Incremental creep or net benefit?

Stephen Lord
Senior Vice President

In the last issue of the Journal (April 2001) we reprinted an extract from the preface to The Recreational Opportunity Spectrum: A Framework for Planning, Management and Research, published by the US Department of Agriculture Forest Service. It provided a powerful description of incremental creep – an insidious process of development that can affect natural areas.
The extreme example of this process in NSW is the skiing developments within Kosciuszko National Park. Although these have not so much crept, but galloped across the last century to become virtual cities with a national park.
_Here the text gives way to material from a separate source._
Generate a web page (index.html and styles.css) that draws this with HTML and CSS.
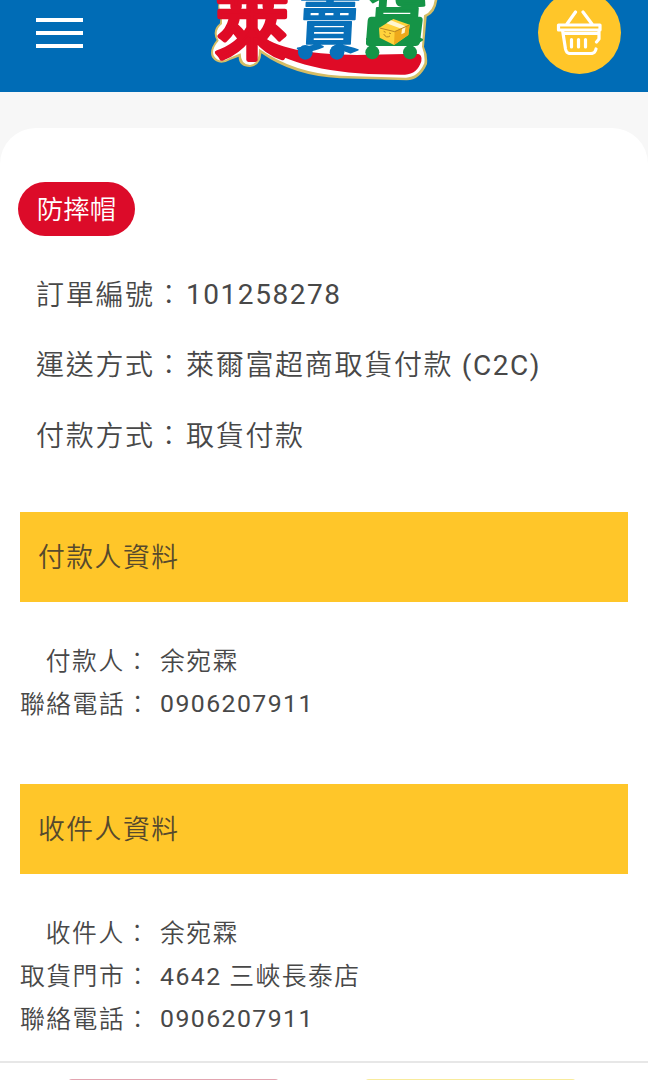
FILE: index.html
```html
<!DOCTYPE html>
<html lang="zh-Hant">
<head>
<meta charset="utf-8">
<meta name="viewport" content="width=device-width">
<title>萊賣貨</title>
<link rel="stylesheet" href="styles.css">
</head>
<body>
<div class="page">
  <header class="topbar">
    <div class="menu"><span></span><span></span><span></span></div>
    <svg class="logo" viewBox="0 0 750 276" aria-label="萊賣貨">
      <path class="logo-gold" d="M60 0 Q48 20 62 48 L60 70 Q34 92 50 120 Q26 150 36 172 Q56 200 90 180 L116 170 Q116 200 150 201 Q182 198 184 160 Q280 228 420 235 L620 241 Q660 240 681 192 Q684 165 672 140 L680 50 Q706 40 712 0Z"/>
      <path class="logo-white" d="M62 0 Q52 20 66 46 L66 72 Q40 92 56 122 Q32 150 42 168 Q58 192 88 174 L122 160 Q122 194 150 195 Q178 192 177 146 Q280 218 420 227 L618 233 Q654 232 673 190 Q676 165 666 140 L672 46 Q700 34 704 0Z"/>
      <path class="red" d="M181 106 C245 152 350 164 470 165 L650 161 Q668 162 664 184 Q652 222 615 224 C430 225 290 205 181 135Z"/>
      <g class="logo-text">
        <text class="red red-line" transform="translate(44 160) scale(1.02 1)">萊</text>
        <text class="blue blue-line" transform="translate(284 140) skewX(-3) scale(.9 .88)">賣</text>
        <text class="green green-line" transform="translate(492 114) skewX(-4) scale(.84 .84)">貨</text>
      </g>
      <g class="blue"><circle cx="316" cy="157" r="22"/><circle cx="411" cy="157" r="22"/></g>
      <path class="green" d="M514 50 H659 Q669 50 668 61 L660 127 Q658 138 646 138 H508 Q496 138 498 125 L503 62 Q504 50 514 50Z"/>
      <g class="green"><circle cx="517" cy="157" r="21"/><circle cx="630" cy="157" r="21"/></g>
      <path fill="#ffd23b" d="M537 84 L580 57 L629 74 L625 105 L582 135 L539 113Z"/>
      <path fill="#eea91b" d="M584 94 L629 74 L625 105 L582 135Z"/>
      <path fill="#fff6ce" d="M559 70 L606 87 L604 103 L614 98 L617 79 L573 61Z"/>
      <path fill="none" stroke="#b88522" stroke-width="3" d="M539 84 L584 95 L628 75 M551 94 l6 3 M567 99 l6 2 M551 102 Q559 116 570 108"/>
    </svg>
    <div class="cart">
      <svg viewBox="0 0 48 46">
        <path d="M11 15 L19.500 3 M27 3 L36 15 M2.500 16 H44 V21 H2.500Z M6.500 21 L9.500 40 Q10.500 44.500 14 44.500 H35 Q39 44.500 40 40 M43 21 V30 L40.500 33 M7 24.500 H43 M15.500 30.500 V38 M22.500 30.500 V38 M29.500 30.500 V38"/>
      </svg>
    </div>
  </header>
  <main class="card">
    <span class="badge">防摔帽</span>
    <dl class="summary">
      <div><dt>訂單編號<span class="colon">：</span></dt><dd class="latin">101258278</dd></div>
      <div><dt>運送方式<span class="colon">：</span></dt><dd>萊爾富超商取貨付款<span class="latin"> (C2C)</span></dd></div>
      <div><dt>付款方式<span class="colon">：</span></dt><dd>取貨付款</dd></div>
    </dl>
    <section>
      <h2>付款人資料</h2>
      <dl class="details">
        <div><dt>付款人<span class="colon">：</span></dt><dd>余宛霖</dd></div>
        <div><dt>聯絡電話<span class="colon">：</span></dt><dd class="latin">0906207911</dd></div>
      </dl>
    </section>
    <section>
      <h2>收件人資料</h2>
      <dl class="details">
        <div><dt>收件人<span class="colon">：</span></dt><dd>余宛霖</dd></div>
        <div><dt>取貨門市<span class="colon">：</span></dt><dd><span class="latin">4642 </span>三峽長泰店</dd></div>
        <div><dt>聯絡電話<span class="colon">：</span></dt><dd class="latin">0906207911</dd></div>
      </dl>
    </section>
  </main>
  <footer class="actions"><span class="action pink"></span><span class="action yellow"></span></footer>
</div>
</body>
</html>
```

FILE: styles.css
```css
* { box-sizing: border-box; }
body { margin: 0; background: #f7f7f7; color: #484848; font-family: Roboto, "Noto Sans CJK TC", sans-serif; font-weight: 350; }
dl, dd, h2 { margin: 0; }
.page { height: 1080px; overflow: hidden; display: flex; flex-direction: column; }
.topbar { height: 92px; flex: none; background: #006cb6; display: grid; grid-template-columns: 200px 250px 1fr; overflow: hidden; }
.menu { padding: 18px 0 0 36px; display: flex; flex-direction: column; gap: 9px; }
.menu span { width: 47px; height: 4px; background: #fff; }
.logo { display: block; width: 250px; height: 92px; }
.logo-gold { fill: #d4bd65; }
.logo-white { fill: #fff; }
.logo-text { font-family: "Noto Sans CJK TC", sans-serif; font-weight: 500; font-size: 220px; stroke-linejoin: round; }
.red { fill: #df0b26; }
.blue { fill: #0870b9; }
.green { fill: #159447; }
.red-line { stroke: #df0b26; stroke-width: 13; }
.blue-line { stroke: #0870b9; stroke-width: 5; }
.green-line { stroke: #159447; stroke-width: 8; }
.cart { width: 83px; height: 83px; margin: -9px 0 0 88px; border-radius: 50%; background: #ffc629; padding: 18px 0 0 18px; }
.cart svg { display: block; width: 48px; height: 46px; fill: none; stroke: #fff; stroke-width: 3.2; stroke-linecap: round; stroke-linejoin: round; }
.card { flex: none; height: 933px; margin-top: 36px; padding: 54px 20px 0; background: #fff; border-radius: 36px 36px 0 0; }
.badge { display: flex; align-items: center; justify-content: center; width: 117px; height: 54px; margin-left: -2px; padding-bottom: 3px; border-radius: 27px; background: #dc0b29; color: #fff; font-size: 26.5px; }
.latin { font-weight: 400; letter-spacing: 1.45px; }
.summary .latin { letter-spacing: 1.55px; }
.summary dd.latin, .details dd.latin { margin-top: -1px; }
.colon { font-weight: 300; }
.summary { padding: 24.5px 0 0 16px; font-size: 28px; letter-spacing: 1.7px; }
.summary div { display: flex; height: 70.5px; line-height: 70px; white-space: nowrap; }
.summary dt { width: 150px; }
h2 { height: 90px; padding-left: 18px; background: #ffc629; line-height: 92px; font-size: 26.8px; font-weight: 350; letter-spacing: 1.5px; color: #56492d; }
section { height: 272px; }
section:first-of-type { margin-top: 39.5px; }
.details { padding-top: 38px; font-size: 24.8px; letter-spacing: 1.5px; }
.details div { display: flex; height: 43px; line-height: 43px; }
.details dt { width: 131px; margin-right: 9px; text-align: right; white-space: nowrap; }
.actions { flex: none; height: 19px; border-top: 2px solid #e7e7e7; background: #fff; display: flex; padding: 16px 0 0 68px; gap: 86px; overflow: hidden; }
.action { width: 211px; height: 60px; flex: none; border-radius: 4px; }
.pink { background: #e3a4b0; }
.yellow { background: #f8eb9c; }
```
This process will given another major boost this year since the NPWS will lose its control of planning in the ski villages, as a result of the Government agreeing to the recommendations of the Walker Inquiry (see April NPJ, p 3).

Many other national parks, however, have also been developed incrementally. A good example is Coolah Tops on the junction of the Liverpool and Warrumbungle ranges. Until the early 1980s this area had few roads. I visited the area then and, like the early visitors to Lake Kachess (described in the Recreational Opportunity Spectrum article), I liked what I saw – an isolated "lost world" plateau that required a good day's walk to reach the swamps, grassy balds, lookouts and pinnacles on the northern escarpment. Soon after, NSW State Forests intensified logging in the area and constructed major new roads across the plateau.


Grass trees, Xanthorrhoea australis, at Coolah Tops
Photo: E.A.Walpole

When the area was finally protected as a national park in 1996, it came with the legacy of this new access system. As the creation of this park was controversial in the local area, significant short-term funding was provided to create employment for displaced timber workers and provide facilities in the park. This was time-limited funding, and all works were done without a plan of management. As part of the work, the forest roads were upgraded and picnic facilities provided at lookouts and waterfalls throughout the park.

Recently major developments have occurred without a plan of management in other parks, including the SE Forests and Oxley Wild Rivers national parks.

This approach to park planning contrasts with the principle of net ecological benefit in managing natural areas expounded by Peter Hitchcock in the October 2000 issue of the Journal. This principle states that, rather than automatically increasing the development of our parks when there are demands for increased visitation – that is, by increasing the size of campgrounds, building new and better roads and so on – more lateral thinking is required to provide both optimal ecological management and quality recreational opportunities.

For example, alternatives could include working with neighbours to provide accommodation outside park boundaries, and acquiring land to site any new developments. This would provide a net benefit to both the park and its park users.